Since much of our code is kept in GitHub, and GitHub Actions are quite lightweight, easy-to-use, and well integrated, we’ve been using more and more. Beyond Ruff for Python code, we have gotten moving with Black and PyRight, among others. Our engineers are now writing more tests and automation. The actions are in the repositories, part of the codebase, and to run without going to a different tool, which has helped us immensely.

Our First Use Case

Our data organization did not have any sort of automation around coding standards, so we needed to arrive at some to work toward continuous integration. We have lots of Python code, so we started with Black. Black is fantastic off the shelf, needs no configuration, and alleviates many concerns — minimizing the need for humans to argue about what the code looks like in particular, which makes group interactions more pleasant. The next obvious step was Ruff (alternatively, it could have been Flake-8), but since we were not replacing anything (and considering the speed of it plus adding some valuable functionality), it was deemed the wise move. After going through the exercise of determining our Ruff rules, we ensured Python type-checking. Future posts could contain the reasoning behind our decision to use Pyright.

Airflow/Data Composer

One tool used widely these days within Chartboost, as well as data engineering at large, is Apache Airflow. Since Chartboost is largely a GCP shop, and it is ideal for our engineers to focus on creating business value when there are reasonable tradeoffs to make, we rely on GCP Cloud Composer rather than self-hosting. Airflow orchestrates LOTS of our data processing jobs — especially BigQuery, DataFlow, and BigTable (and lots of others as well) — and gets data to where it needs to be for our internal and external customers.

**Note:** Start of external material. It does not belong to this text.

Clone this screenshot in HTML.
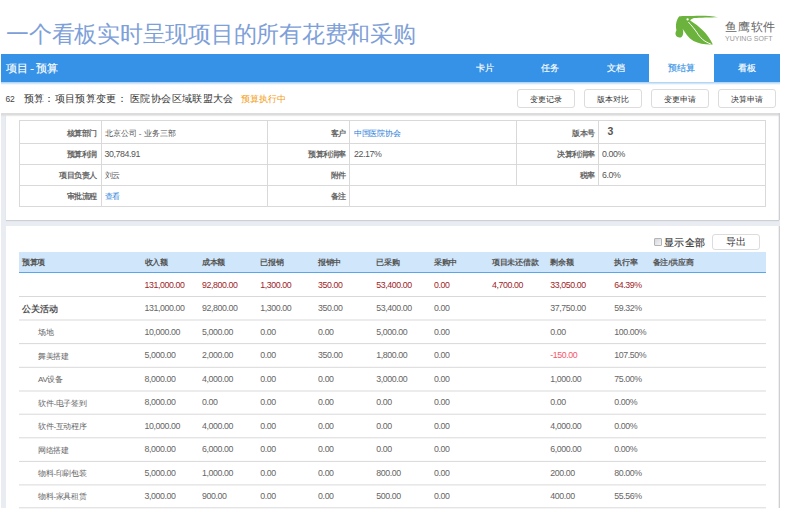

Users of Airflow (ex: data engineers) generally create Python files that define workflows (DAGs), often each includes many tasks defining where and how to read, write, and transform data. We have lots of processes with a large codebase. This could pose a challenge for getting started with Ruff, since, as one might imagine, the codebase could be far from compliant with our desired ruleset. Fortunately, Ruff has a great way to address this by using — add-noqa, making it straightforward to always evaluate the entire codebase.

#NOQA

Ruff includes the ability to use a #noqa directive to tell the tool to ignore the thing it would otherwise complain about. While fantastic, it can be overused by engineers that don’t want to fix the underlying problem. However, it is fantastically helpful for getting started with the tool. Not only can these directives be added manually as warranted, the tool also can add these directives anywhere for you by using the argument — add-noqa, as in:

ruff check — add-noqa .

Using the command and argument, the codebase gets annotated to ignore known problems, and future runs of the following will pass (the GitHub Action also does this for you without passing special arguments):

ruff check .

The trick is to subsequently remove instances of #noqa rather than continuing to add. Docs for #noqa can be found here. Not only do we not add new #noqa directives, but we also remove all #noqa anytime a file it touched.

With the GitHub Action in place, we can merge only PRs that pass our ruff check. That means it’s a more straightforward process to ensure our codebase is up to our standards. We can also focus our attention on reviewing what the code is doing rather than what it looks like (driving more business value!).

The discussion would be incomplete without mentioning pre-commit. We rely on pre-commit to get quicker (local) feedback and/or fix the code before committing it into a branch and running the PR. Ruff already had pre-commit, so that was easy to adopt!

Suggestions/Takeaways

To sum it up:

Ruff is a good, fast tool that was core to cleaning up our Airflow/Composer codebases as well as others.
It is not too late to add new group coding standards, even on large existing codebases.
Data tooling often can be improved.
Increasing testing and automation can have compounding affects. After adding Ruff, our engineers encountered fewer deployment problems because they caught issues sooner. This led to additional development velocity — creating more sooner and with fewer errors. These benefits have led to continued investment in our CI/CD tooling and automation.